It's after this climactic scene in Sicily that the play abruptly shifts tone and location. We next encounter Antigonus abandoning the babe Perdita in the woods of Bohemia, but not before fending off the aforementioned bear, which is here wonderfully realized by puppet designers Heidi Wilkinson and Frances Henry as a limber-limbed War Horse-like mechanical being operated underneath by a partially visible human player (later some adorable braying sheep will also make an appearance). Threat duly taken care of, cue the shift to a more appropriately pastoral setting as the requisite shepherd and his son (a perfectly in sync David M. Adams and Chris Cochrane) discover the "wee bairn" and decide to raise her as part of their family. Sixteen years then pass, a fact which is duly announced to us in the play by the allegorical figure of Time, and in Gibson's hands here cleverly collapsed into the figure of the all-seeing and all-knowing Paulina. The remainder of the play concerns the working out of the improbable romance between the now grown shepherd's daughter Perdita (Kaitlin Williams) and Polixenes' son, Florizel (Austin Eckert). Polixenes is of course against his son marrying beneath him, but owing to Camillo once again failing to do her master's bidding, the young couple hightails it to Sicily. Shakespeare leavens the rather creaky mechanics of the play's resolution (and distracts us, it has to be said, from the insipidness of the young lovers) by introducing the cutpurse Autolycus (a superb Ben Elliott), who has fun duping the shepherd and his son, often while singing a jaunty song and simultaneously relieving them of their money. Eventually all of the players make it back to Sicily, where it is revealed that Perdita is the long-lost daughter of Leontes and that both kings, having reignited their interrupted bromance, consent to have their children marry.
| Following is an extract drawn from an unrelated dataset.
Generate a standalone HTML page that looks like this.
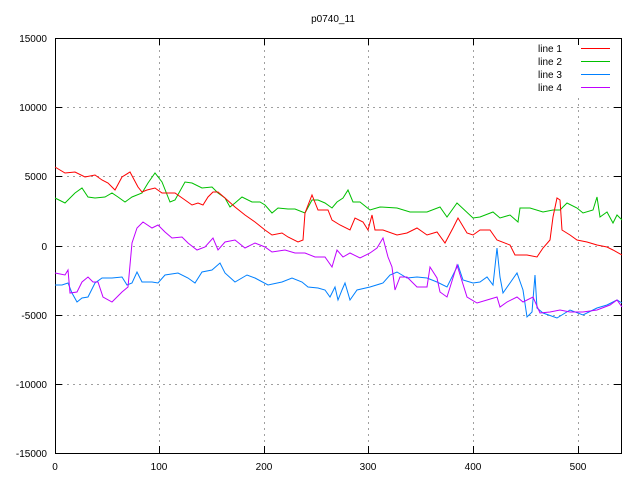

But the biggest reveal of all is left to Paulina, who announces that a sculpture in Hermione's likeness that has long been in the works is now ready to be shown to the court. When the curtain is drawn to reveal the actress, Malani, who plays the queen, everyone marvels at the verisimilitude of the sculpture, including the fact that the artist seems to have coincidentally made Hermione age sixteen years like the rest of them. Then, counselling Leontes and the others that they mustn't succumb to superstition in explaining what they're about to see, Paulina announces that she will make the sculpture move. And with that, she brings Hermione back to life, to be reunited with her grown daughter and, for better or worse, her feckless husband.

The play's ending, a coup de theatre that is here all the more effective for the lack of spectacle that accompanies it, is utterly fantastical but precisely because of that underscores the themes of faith and belief--or the lack thereof--that course through it. And here we must come back to the central figure of Paulina and how in this production the focusing of our gaze through hers (both acts open with Paulina/Paulina-as-Time functioning as a chorus and leading the company in a group dance) makes the sexual politics of the play feel utterly contemporary without being heavy-handed. That is, Paulina's condemnation of Leontes for not believing in the faithfulness of his wife and her indignation at the spectacle of Hermione's trial should remind us of how in the prosecution of sex crimes, the burden of proof continues to remain with the female victim.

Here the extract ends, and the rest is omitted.